[BEGIN]
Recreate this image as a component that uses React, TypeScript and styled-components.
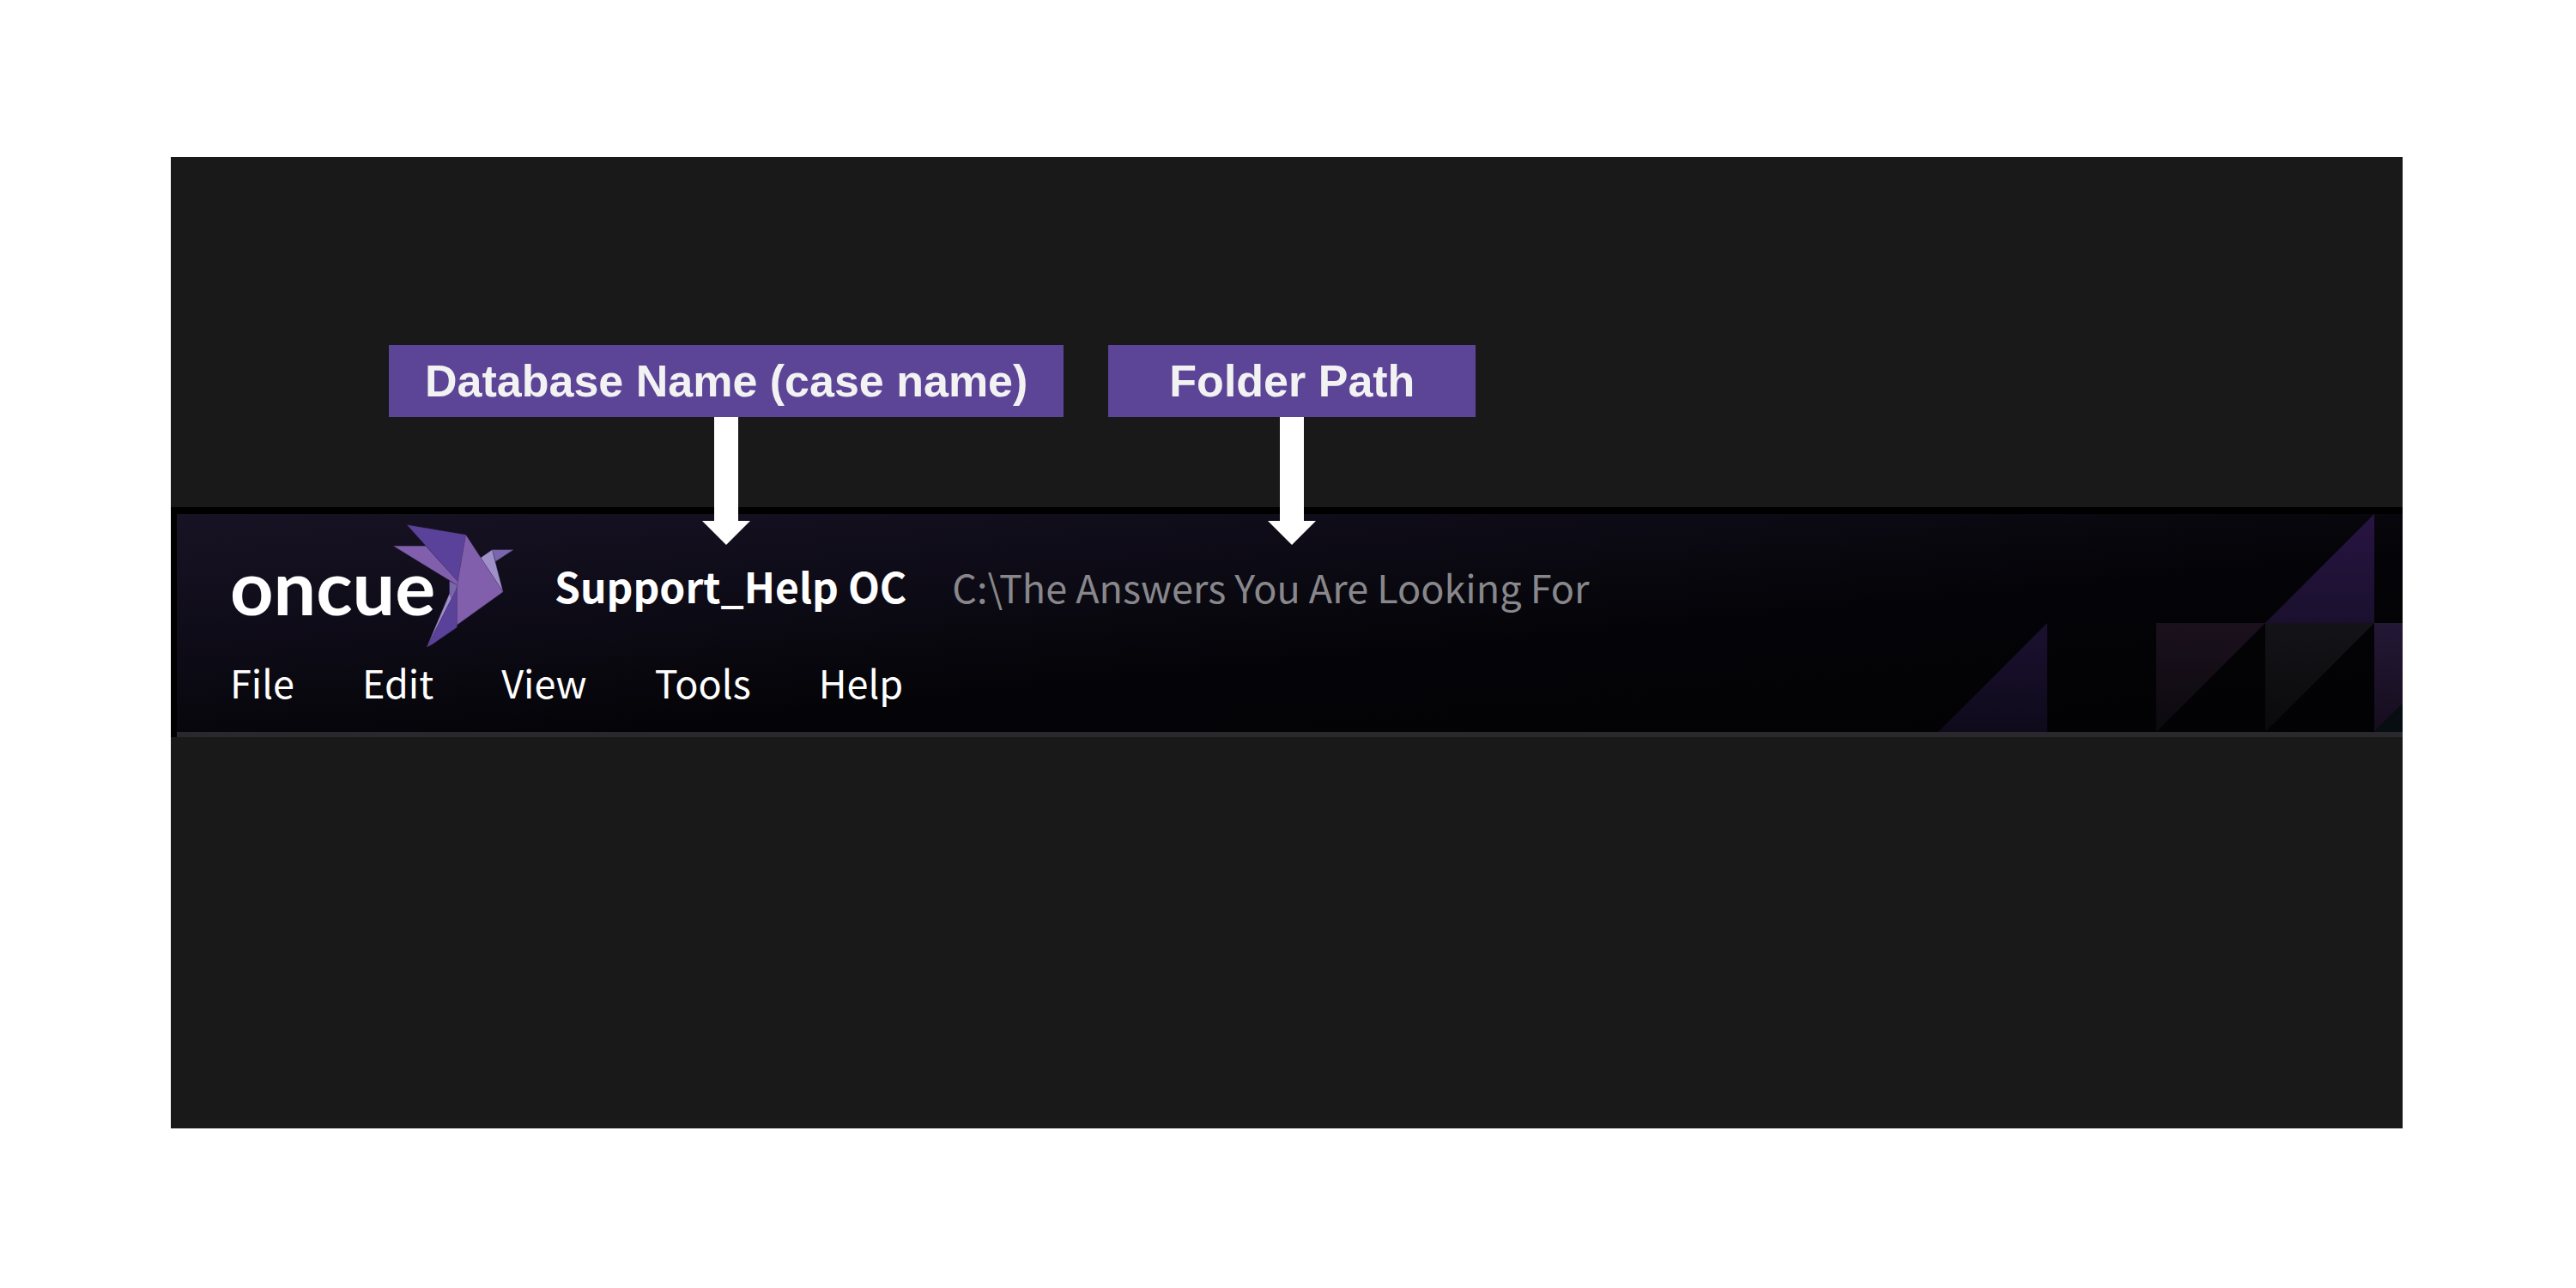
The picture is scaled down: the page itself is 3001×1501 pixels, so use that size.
import React from "react";
import styled, { createGlobalStyle } from "styled-components";

const GlobalStyle = createGlobalStyle`
  * { box-sizing: border-box; }
  body { margin: 0; background: #ffffff; }
`;

const uiFont = `"Noto Sans CJK JP", "Noto Sans", sans-serif`;

const Page = styled.main`
  padding: 183px 202px 186px 199px;
`;

const Stage = styled.section`
  background: #191919;
  padding: 219px 0 456px;
`;

const Callouts = styled.div`
  display: flex;
  gap: 52px;
  padding-left: 254px;
  margin-bottom: 105px;
`;

const Callout = styled.div<{ $pad: number }>`
  position: relative;
  z-index: 1;
  padding: 12px ${(p) => p.$pad}px;
  background: #5c4496;
  color: #f2f2f2;
  font: bold 52px/60px "Liberation Sans", Arial, sans-serif;
  white-space: nowrap;
`;

const Arrow = styled.svg`
  position: absolute;
  top: 100%;
  left: 50%;
  margin-left: -28px;
  display: block;
`;

const AppHeader = styled.header`
  background: #000000;
  padding: 8px 0 0 7px;
`;

const TitleBar = styled.div`
  position: relative;
  height: 260px;
  padding: 10px 0 0 62px;
  border-bottom: 6px solid #28282d;
  background: linear-gradient(
    to bottom right,
    #181324 0%,
    #0f0c19 28%,
    #09080f 45%,
    #040307 60%,
    #020204 100%
  );
`;

const Pattern = styled.svg`
  position: absolute;
  right: 0;
  top: 0;
  display: block;
`;

const TitleRow = styled.div`
  position: relative;
  display: flex;
  align-items: center;
  height: 148px;
  margin-bottom: 2px;
`;

const Logo = styled.div`
  display: flex;
  align-items: center;
  width: 378px;
`;

const Wordmark = styled.span`
  color: #ffffff;
  font: bold 88px/148px Lato, sans-serif;
`;

const Bird = styled.svg`
  display: block;
  flex: none;
  margin-left: -49px;
`;

const CaseTitle = styled.div`
  display: flex;
  align-items: baseline;
  gap: 53px;
`;

const CaseName = styled.h1`
  margin: 0;
  color: #ffffff;
  font: 700 48px/72px ${uiFont};
  white-space: nowrap;
`;

const FolderPath = styled.span`
  color: #88878b;
  font: 400 45px/72px ${uiFont};
  white-space: nowrap;
`;

const Menu = styled.nav`
  position: relative;
  display: flex;
  gap: 79px;
`;

const MenuItem = styled.button`
  border: 0;
  padding: 0;
  background: none;
  color: #ffffff;
  font: 400 45px/72px ${uiFont};
  cursor: pointer;
`;

const menus = ["File", "Edit", "View", "Tools", "Help"];

function DownArrow() {
  return (
    <Arrow width="56" height="149" viewBox="0 0 56 149" aria-hidden="true">
      <path d="M14 0H42V121H56L28 149L0 121H14Z" fill="#fff" />
    </Arrow>
  );
}

function Hummingbird() {
  return (
    <Bird width="142" height="144" viewBox="56 30 426 432" aria-hidden="true">
      <g stroke="#4b3a72" strokeWidth="1" strokeLinejoin="round">
        <path d="M253 228L281 243L270 285L253 320Z" fill="#7966ad" />
        <path d="M253 272L260 290L174 459Z" fill="#9f90c8" />
        <path d="M279 252V390L192 450L174 459Z" fill="#5a429a" />
        <path d="M57 106H170L283 230L281 243Z" fill="#825fad" />
        <path d="M105 32L310 67L282 230Z" fill="#5a429a" />
        <path d="M402 119H476L414 160Z" fill="#7966ad" />
        <path d="M362 147L402 119L440 266Z" fill="#9f90c8" />
        <path d="M310 67L440 266L279 382V260L282 230Z" fill="#825fad" />
      </g>
    </Bird>
  );
}

function Triangles() {
  return (
    <Pattern width="541" height="254" viewBox="0 0 541 254" aria-hidden="true">
      <defs>
        <linearGradient id="violet" x1="0" y1="0" x2="0" y2="1">
          <stop offset="0" stopColor="#281442" />
          <stop offset="1" stopColor="#1a102e" />
        </linearGradient>
        <linearGradient id="indigo" x1="0" y1="0" x2="0" y2="1">
          <stop offset="0" stopColor="#1b1130" />
          <stop offset="1" stopColor="#0e0a1b" />
        </linearGradient>
        <linearGradient id="plum" x1="0" y1="0" x2="0" y2="1">
          <stop offset="0" stopColor="#1b111d" />
          <stop offset="1" stopColor="#0c090f" />
        </linearGradient>
        <linearGradient id="grey" x1="0" y1="0" x2="0" y2="1">
          <stop offset="0" stopColor="#141317" />
          <stop offset="1" stopColor="#0a090c" />
        </linearGradient>
        <linearGradient id="edge" x1="0" y1="0" x2="0" y2="1">
          <stop offset="0" stopColor="#231835" />
          <stop offset="1" stopColor="#150d1d" />
        </linearGradient>
      </defs>
      <path d="M0 254L127 127V254Z" fill="url(#indigo)" />
      <path d="M254 127H381L254 254Z" fill="url(#plum)" />
      <path d="M381 127H508L381 254Z" fill="url(#grey)" />
      <path d="M381 127L508 0V127Z" fill="url(#violet)" />
      <path d="M508 127H541V221L508 254Z" fill="url(#edge)" />
      <path d="M541 221V254H508Z" fill="#070d11" />
    </Pattern>
  );
}

export default function App() {
  return (
    <Page>
      <GlobalStyle />
      <Stage>
        <Callouts>
          <Callout $pad={42}>
            Database Name (case name)
            <DownArrow />
          </Callout>
          <Callout $pad={71}>
            Folder Path
            <DownArrow />
          </Callout>
        </Callouts>
        <AppHeader>
          <TitleBar>
            <Triangles />
            <TitleRow>
              <Logo>
                <Wordmark>oncue</Wordmark>
                <Hummingbird />
              </Logo>
              <CaseTitle>
                <CaseName>Support_Help OC</CaseName>
                <FolderPath>C:\The Answers You Are Looking For</FolderPath>
              </CaseTitle>
            </TitleRow>
            <Menu aria-label="Main menu">
              {menus.map((name) => (
                <MenuItem key={name} type="button">
                  {name}
                </MenuItem>
              ))}
            </Menu>
          </TitleBar>
        </AppHeader>
      </Stage>
    </Page>
  );
}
[END]
**INSTRUCTIONS TO FOLLOW**: Using the material above, return every line exactly as it appears, minus the pictures.

**WRITTEN SOLUTION**:
Recreate this image as a component that uses React, TypeScript and styled-components.
The picture is scaled down: the page itself is 3001×1501 pixels, so use that size.
import React from "react";
import styled, { createGlobalStyle } from "styled-components";

const GlobalStyle = createGlobalStyle`
  * { box-sizing: border-box; }
  body { margin: 0; background: #ffffff; }
`;

const uiFont = `"Noto Sans CJK JP", "Noto Sans", sans-serif`;

const Page = styled.main`
  padding: 183px 202px 186px 199px;
`;

const Stage = styled.section`
  background: #191919;
  padding: 219px 0 456px;
`;

const Callouts = styled.div`
  display: flex;
  gap: 52px;
  padding-left: 254px;
  margin-bottom: 105px;
`;

const Callout = styled.div<{ $pad: number }>`
  position: relative;
  z-index: 1;
  padding: 12px ${(p) => p.$pad}px;
  background: #5c4496;
  color: #f2f2f2;
  font: bold 52px/60px "Liberation Sans", Arial, sans-serif;
  white-space: nowrap;
`;

const Arrow = styled.svg`
  position: absolute;
  top: 100%;
  left: 50%;
  margin-left: -28px;
  display: block;
`;

const AppHeader = styled.header`
  background: #000000;
  padding: 8px 0 0 7px;
`;

const TitleBar = styled.div`
  position: relative;
  height: 260px;
  padding: 10px 0 0 62px;
  border-bottom: 6px solid #28282d;
  background: linear-gradient(
    to bottom right,
    #181324 0%,
    #0f0c19 28%,
    #09080f 45%,
    #040307 60%,
    #020204 100%
  );
`;

const Pattern = styled.svg`
  position: absolute;
  right: 0;
  top: 0;
  display: block;
`;

const TitleRow = styled.div`
  position: relative;
  display: flex;
  align-items: center;
  height: 148px;
  margin-bottom: 2px;
`;

const Logo = styled.div`
  display: flex;
  align-items: center;
  width: 378px;
`;

const Wordmark = styled.span`
  color: #ffffff;
  font: bold 88px/148px Lato, sans-serif;
`;

const Bird = styled.svg`
  display: block;
  flex: none;
  margin-left: -49px;
`;

const CaseTitle = styled.div`
  display: flex;
  align-items: baseline;
  gap: 53px;
`;

const CaseName = styled.h1`
  margin: 0;
  color: #ffffff;
  font: 700 48px/72px ${uiFont};
  white-space: nowrap;
`;

const FolderPath = styled.span`
  color: #88878b;
  font: 400 45px/72px ${uiFont};
  white-space: nowrap;
`;

const Menu = styled.nav`
  position: relative;
  display: flex;
  gap: 79px;
`;

const MenuItem = styled.button`
  border: 0;
  padding: 0;
  background: none;
  color: #ffffff;
  font: 400 45px/72px ${uiFont};
  cursor: pointer;
`;

const menus = ["File", "Edit", "View", "Tools", "Help"];

function DownArrow() {
  return (
    <Arrow width="56" height="149" viewBox="0 0 56 149" aria-hidden="true">
      <path d="M14 0H42V121H56L28 149L0 121H14Z" fill="#fff" />
    </Arrow>
  );
}

function Hummingbird() {
  return (
    <Bird width="142" height="144" viewBox="56 30 426 432" aria-hidden="true">
      <g stroke="#4b3a72" strokeWidth="1" strokeLinejoin="round">
        <path d="M253 228L281 243L270 285L253 320Z" fill="#7966ad" />
        <path d="M253 272L260 290L174 459Z" fill="#9f90c8" />
        <path d="M279 252V390L192 450L174 459Z" fill="#5a429a" />
        <path d="M57 106H170L283 230L281 243Z" fill="#825fad" />
        <path d="M105 32L310 67L282 230Z" fill="#5a429a" />
        <path d="M402 119H476L414 160Z" fill="#7966ad" />
        <path d="M362 147L402 119L440 266Z" fill="#9f90c8" />
        <path d="M310 67L440 266L279 382V260L282 230Z" fill="#825fad" />
      </g>
    </Bird>
  );
}

function Triangles() {
  return (
    <Pattern width="541" height="254" viewBox="0 0 541 254" aria-hidden="true">
      <defs>
        <linearGradient id="violet" x1="0" y1="0" x2="0" y2="1">
          <stop offset="0" stopColor="#281442" />
          <stop offset="1" stopColor="#1a102e" />
        </linearGradient>
        <linearGradient id="indigo" x1="0" y1="0" x2="0" y2="1">
          <stop offset="0" stopColor="#1b1130" />
          <stop offset="1" stopColor="#0e0a1b" />
        </linearGradient>
        <linearGradient id="plum" x1="0" y1="0" x2="0" y2="1">
          <stop offset="0" stopColor="#1b111d" />
          <stop offset="1" stopColor="#0c090f" />
        </linearGradient>
        <linearGradient id="grey" x1="0" y1="0" x2="0" y2="1">
          <stop offset="0" stopColor="#141317" />
          <stop offset="1" stopColor="#0a090c" />
        </linearGradient>
        <linearGradient id="edge" x1="0" y1="0" x2="0" y2="1">
          <stop offset="0" stopColor="#231835" />
          <stop offset="1" stopColor="#150d1d" />
        </linearGradient>
      </defs>
      <path d="M0 254L127 127V254Z" fill="url(#indigo)" />
      <path d="M254 127H381L254 254Z" fill="url(#plum)" />
      <path d="M381 127H508L381 254Z" fill="url(#grey)" />
      <path d="M381 127L508 0V127Z" fill="url(#violet)" />
      <path d="M508 127H541V221L508 254Z" fill="url(#edge)" />
      <path d="M541 221V254H508Z" fill="#070d11" />
    </Pattern>
  );
}

export default function App() {
  return (
    <Page>
      <GlobalStyle />
      <Stage>
        <Callouts>
          <Callout $pad={42}>
            Database Name (case name)
            <DownArrow />
          </Callout>
          <Callout $pad={71}>
            Folder Path
            <DownArrow />
          </Callout>
        </Callouts>
        <AppHeader>
          <TitleBar>
            <Triangles />
            <TitleRow>
              <Logo>
                <Wordmark>oncue</Wordmark>
                <Hummingbird />
              </Logo>
              <CaseTitle>
                <CaseName>Support_Help OC</CaseName>
                <FolderPath>C:\The Answers You Are Looking For</FolderPath>
              </CaseTitle>
            </TitleRow>
            <Menu aria-label="Main menu">
              {menus.map((name) => (
                <MenuItem key={name} type="button">
                  {name}
                </MenuItem>
              ))}
            </Menu>
          </TitleBar>
        </AppHeader>
      </Stage>
    </Page>
  );
}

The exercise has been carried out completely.